Tunable Syntheses of Advanced Silicon Anodes Using Cyclohexasilane

Abstract

The ability to develop fast charging lithium-ion batteries with high-energy density is being pursued intensively due to increasing demands of portable electronics and electric vehicles. Replacing the conventional graphite anode with a silicon-based one offers several advantages, namely the roughly 10 times higher gravimetric capacity and the safer lithium alloying potential. However, full scale realization of replacing graphite with silicon has been hampered due to the large volumetric expansion silicon typically suffers which causes mechanical degradation, low electrical conductivity, and multiple-step syntheses from a traditional silicon precursor which leads to higher cost. Here we present a silicon precursor, cyclohexasilane, that can offer solutions to all three of those limitations.

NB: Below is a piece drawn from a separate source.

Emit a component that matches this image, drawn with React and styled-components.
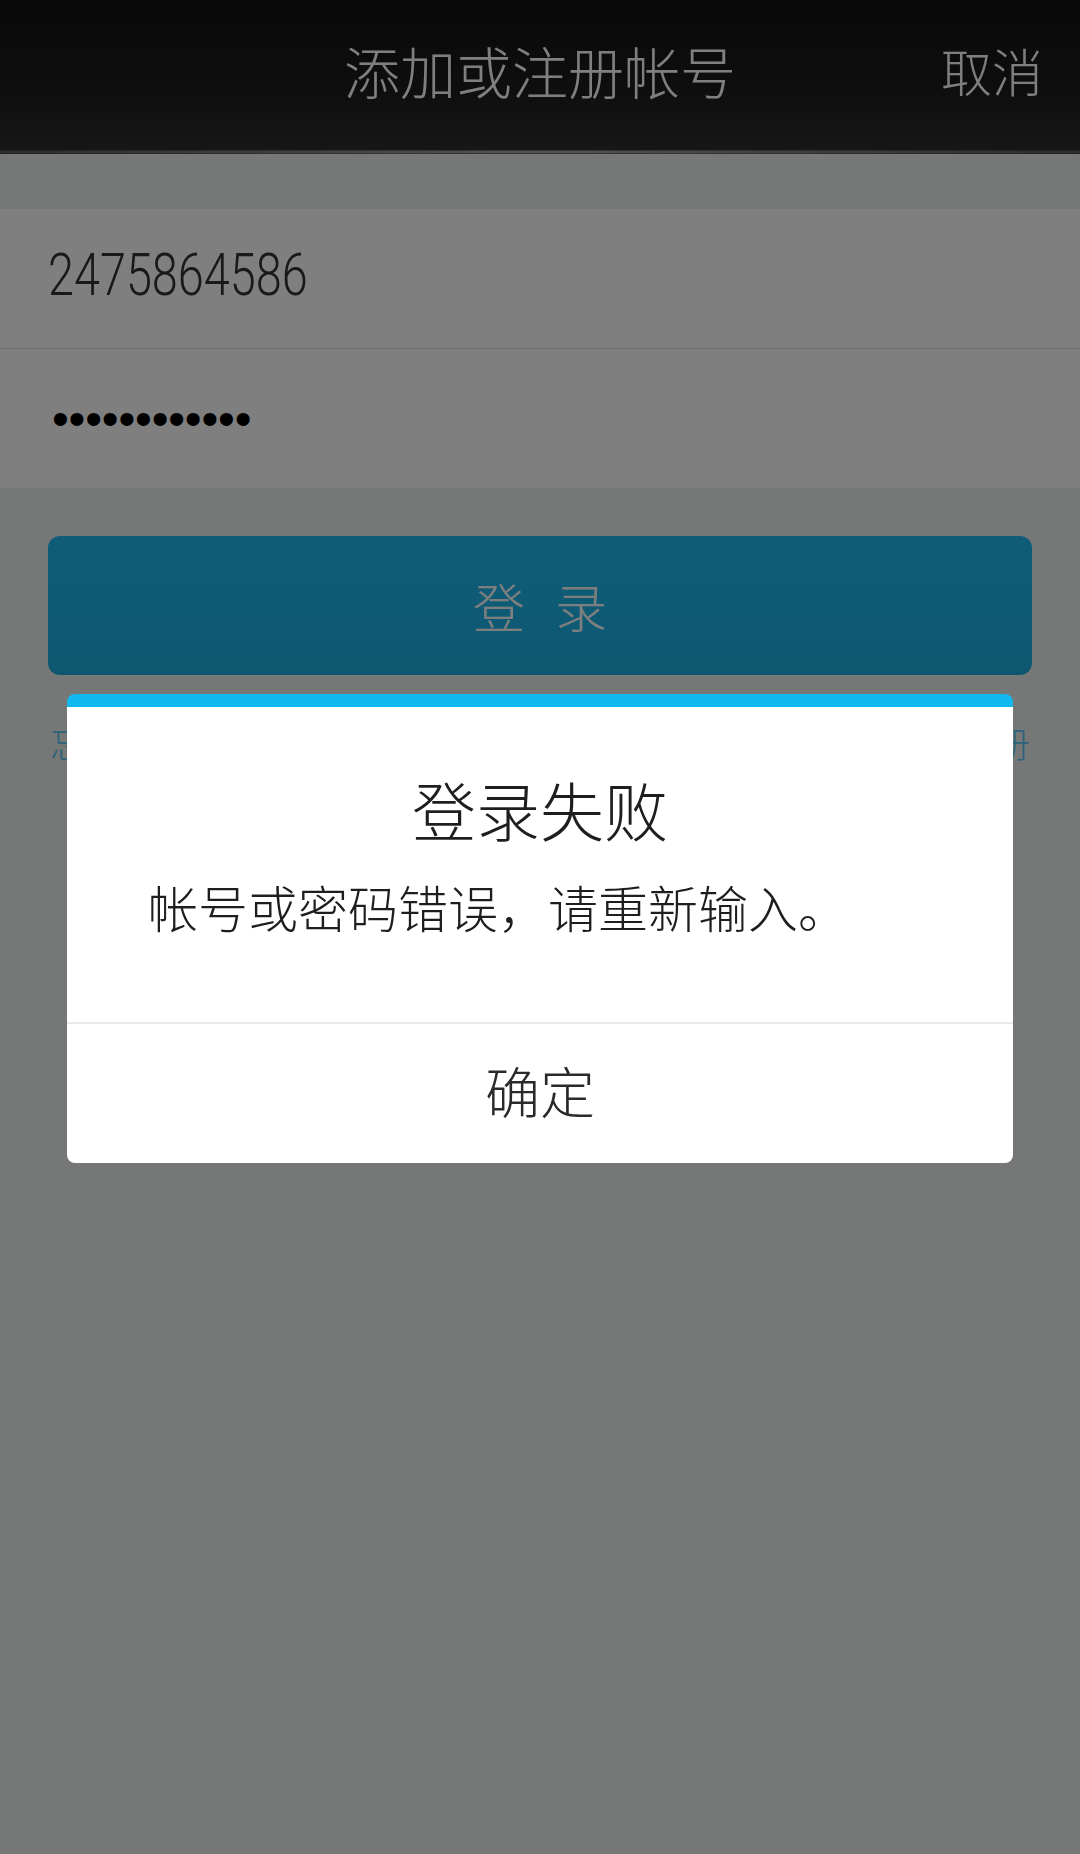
import React from 'react';
import styled, { createGlobalStyle } from 'styled-components';

const GlobalStyle = createGlobalStyle`
  html, body {
    margin: 0;
    padding: 0;
    height: 100%;
  }
  body {
    background: #eceeee;
    font-family: "Noto Sans CJK SC", "Noto Sans", sans-serif;
  }
`;

const Page = styled.div`
  min-height: 100vh;
  display: flex;
  flex-direction: column;
`;

const Header = styled.header`
  position: relative;
  height: 154px;
  display: grid;
  grid-template-columns: 1fr auto 1fr;
  align-items: center;
  background: linear-gradient(180deg, #121212 0%, #1c1c1c 55%, #2e2e2e 100%);

  &::after {
    content: '';
    position: absolute;
    left: 0;
    right: 0;
    bottom: 0;
    height: 4px;
    background: radial-gradient(ellipse at center, #bdbdbd 0%, #7a7a7a 40%, #3a3a3a 100%);
  }
`;

const HeaderTitle = styled.h1`
  grid-column: 2;
  margin: -14px 0 0;
  font-size: 56px;
  font-weight: 300;
  color: #ffffff;
  line-height: 1;
`;

const CancelButton = styled.span`
  grid-column: 3;
  justify-self: end;
  padding-right: 37px;
  margin-top: -14px;
  font-size: 51px;
  font-weight: 300;
  color: #ffffff;
  line-height: 1;
`;

const Form = styled.div`
  margin-top: 55px;
  background: #ffffff;
`;

const Field = styled.div`
  height: 139px;
  display: flex;
  align-items: center;
  padding-left: 48px;
  border-top: ${(p) => (p.$divider ? '1px solid #dedede' : 'none')};
`;

const AccountText = styled.span`
  display: inline-block;
  font-family: Roboto, "Liberation Sans", sans-serif;
  font-weight: 300;
  font-size: 60px;
  color: #333333;
  transform: scaleX(0.78);
  transform-origin: left center;
  margin-top: -8px;
`;

const PasswordText = styled.span`
  font-family: "Liberation Sans", sans-serif;
  font-size: 48px;
  color: #000000;
  letter-spacing: -0.2px;
  margin-left: 4px;
`;

const LoginButton = styled.button`
  margin: 48px 48px 0;
  height: 139px;
  border: none;
  border-radius: 12px;
  background: linear-gradient(180deg, #1ebaf0 0%, #1db5ea 60%, #1aade0 100%);
  color: rgba(255, 255, 255, 0.98);
  font-family: "Noto Sans CJK SC", sans-serif;
  font-weight: 300;
  font-size: 52px;
  letter-spacing: 30px;
  text-indent: 30px;
`;

const LinkRow = styled.div`
  margin-top: 46px;
  padding: 0 50px;
  display: flex;
  justify-content: space-between;
  font-size: 36px;
  font-weight: 300;
  line-height: 43px;
  color: #56c8f4;
`;

const Overlay = styled.div`
  position: fixed;
  inset: 0;
  background: rgba(0, 0, 0, 0.5);
  display: flex;
  justify-content: center;
  align-items: flex-start;
  padding-top: 694px;
`;

const Dialog = styled.div`
  width: 946px;
  background: #ffffff;
  border-top: 13px solid #12b8f0;
  border-radius: 8px;
  overflow: hidden;
`;

const DialogBody = styled.div`
  padding: 63px 0 86px;
`;

const DialogTitle = styled.h2`
  margin: 0;
  text-align: center;
  font-size: 64px;
  font-weight: 300;
  line-height: 77px;
  color: #1e1e1e;
`;

const DialogMessage = styled.p`
  margin: 29px 0 0;
  padding-left: 81px;
  font-size: 50px;
  font-weight: 300;
  line-height: 60px;
  color: #1e1e1e;
`;

const DialogAction = styled.div`
  height: 141px;
  box-sizing: border-box;
  padding-bottom: 10px;
  border-top: 2px solid #e9e9e9;
  display: flex;
  align-items: center;
  justify-content: center;
  font-size: 55px;
  font-weight: 300;
  color: #2a2a2a;
`;

export default function App() {
  return (
    <>
      <GlobalStyle />
      <Page>
        <Header>
          <HeaderTitle>添加或注册帐号</HeaderTitle>
          <CancelButton>取消</CancelButton>
        </Header>
        <Form>
          <Field>
            <AccountText>2475864586</AccountText>
          </Field>
          <Field $divider>
            <PasswordText>••••••••••••</PasswordText>
          </Field>
        </Form>
        <LoginButton>登录</LoginButton>
        <LinkRow>
          <span>忘记密码？</span>
          <span>新用户注册</span>
        </LinkRow>
      </Page>
      <Overlay>
        <Dialog>
          <DialogBody>
            <DialogTitle>登录失败</DialogTitle>
            <DialogMessage>帐号或密码错误，请重新输入。</DialogMessage>
          </DialogBody>
          <DialogAction>确定</DialogAction>
        </Dialog>
      </Overlay>
    </>
  );
}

Cyclohexasilane (CHS) exists as a liquid at room temperature and is relatively low boiling (~ 200 °C) relatively facile synthesis of nanostructured silicon materials, significantly reducing the volumetric expansion typically observed. Cyclohexasilane can be readily used to manufacture silicon/carbon composite materials and is readily chemically functionalized allowing the development of tailored materials with improved electrical conductivity. CHS may also be tailored to deliver structures with engineered artificial SEIs during the device fabrication step, offering an efficient and direct route to electrode structures. Moreover, cyclohexasilane is relatively inexpensive and its physical properties allow for roll-to-roll manufacturing with significantly reduced capital costs. Relevant comparisons of this technology compared to incumbent technologies will be given.